Mengurai Potensi Pelanggaran Pemilu TSM
Melek Pemilu 2024

Mengurai Potensi Pelanggaran Pemilu TSM

Kebijakan bantuan sosial rawan digunakan untuk kepentingan pasangan calon tertentu. Pelanggaran ini berpeluang masuk kategori terstruktur, sistematis, dan masif sepanjang bisa dibuktikan secara hukum.

Ady Thea DA
Bacaan 3 Menit
Ilustrasi
Ilustrasi

Mahkamah Konstitusi (MK) berperan penting dalam penyelenggaraan pemilihan umum (Pemilu) 2024. Lembaga yang disebut sebagai penjaga konstitusi itu akan menangani proses penyelesaian permohonan perselisihan hasil pemilu (PHPU). Pemohon PHPU tak jarang mendalilkan telah terjadi pelanggaran secara terstruktur, sistematis, dan masif (TSM) dalam pemilu.

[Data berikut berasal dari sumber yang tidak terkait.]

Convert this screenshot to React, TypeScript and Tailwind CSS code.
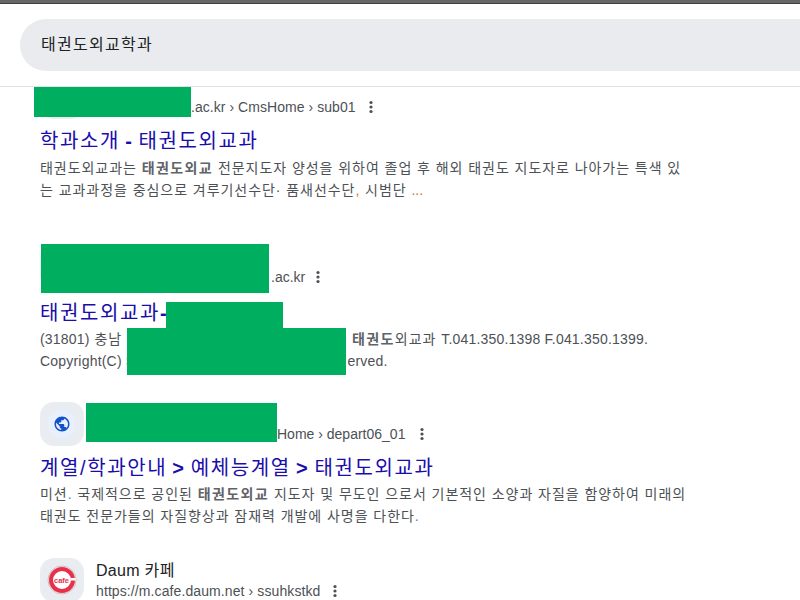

Pengajar Sekolah Tinggi Hukum (STH) Indonesia Jentera, Bivitri Susanti,  menyebut terstruktur terkait soal kewenangan, sistematis menyoal kebijakan dan masif mengarah pada dampak yang dihasilkan. Mengutip komentar Prof Edward Omar Sharif Hiariej atau disapa Prof Eddy ketika menjadi ahli dalam perkara PHPU tahun 2019 silam, Bivitri menyebut TSM meminjam kerangka hak asasi manusia (HAM) karena terkait dengan ‘magnitude’ pemilu yang menyangkut suara jutaan warga negara.

Lebih lanjut TSM bisa dilihat dari kebijakan yang diterbitkan pemerintah. Hal itu bisa dimasukan dalam permohonan PHPU nanti di MK dan penting untuk membuktikannya karena terikat pembuktian hukum. Misalnya kebijakan bantuan sosial (Bansos). “Dari kacamata pemilu yang jujur dan adil, jelas itu tidak adil bagi semua (pasangan calon Presiden-Wakil Presiden,-red),” kata Bivitri dalam diskusi yang digelar Koalisi Masyarakat Sipil Kawal Pemilu Demokratis, Selasa (23/1/2024) kemarin.

Menurut Bivitri, hanya pemerintah yang memiliki kewenangan untuk mengeluarkan kebijakan bansos. Ada indikasi bansos diberikan mengikuti pasangan calon tertentu untuk membuyarkan kampanye yang telah dilakukan pasangan calon lain di hari sebelumnya. Persoalannya tidak mudah untuk membuktikan indikasi kecurangan itu bisa saja pihak yang mengkritik penyaluran bansos itu malah disebut tidak setuju bansos.

“Persoalannya itu bansos merupakan fasilitas negara, tapi digunakan untuk kepentingan pasangan calon tertentu. Nah, ini masuk konteks TSM,” ujarnya.

Baca Juga:

Peneliti senior Pusat Studi Hukum dan Kebijakan (PSHK) itu menguraikan sedikitnya 2 sebab terjadinya pelanggaran pemilu TSM. Pertama, kewenangan dan fasilitas termasuk anggaran negara terkait terbitnya kebijakan tertentu. Kedua, ada pengaruh yang lahir dari kewenangan misalnya kepala daerah tertentu menginstruksikan jajarannya untuk melakukan tindakan dalam rangka memberi keistimewaan atau menghalangi pasangan calon tertentu.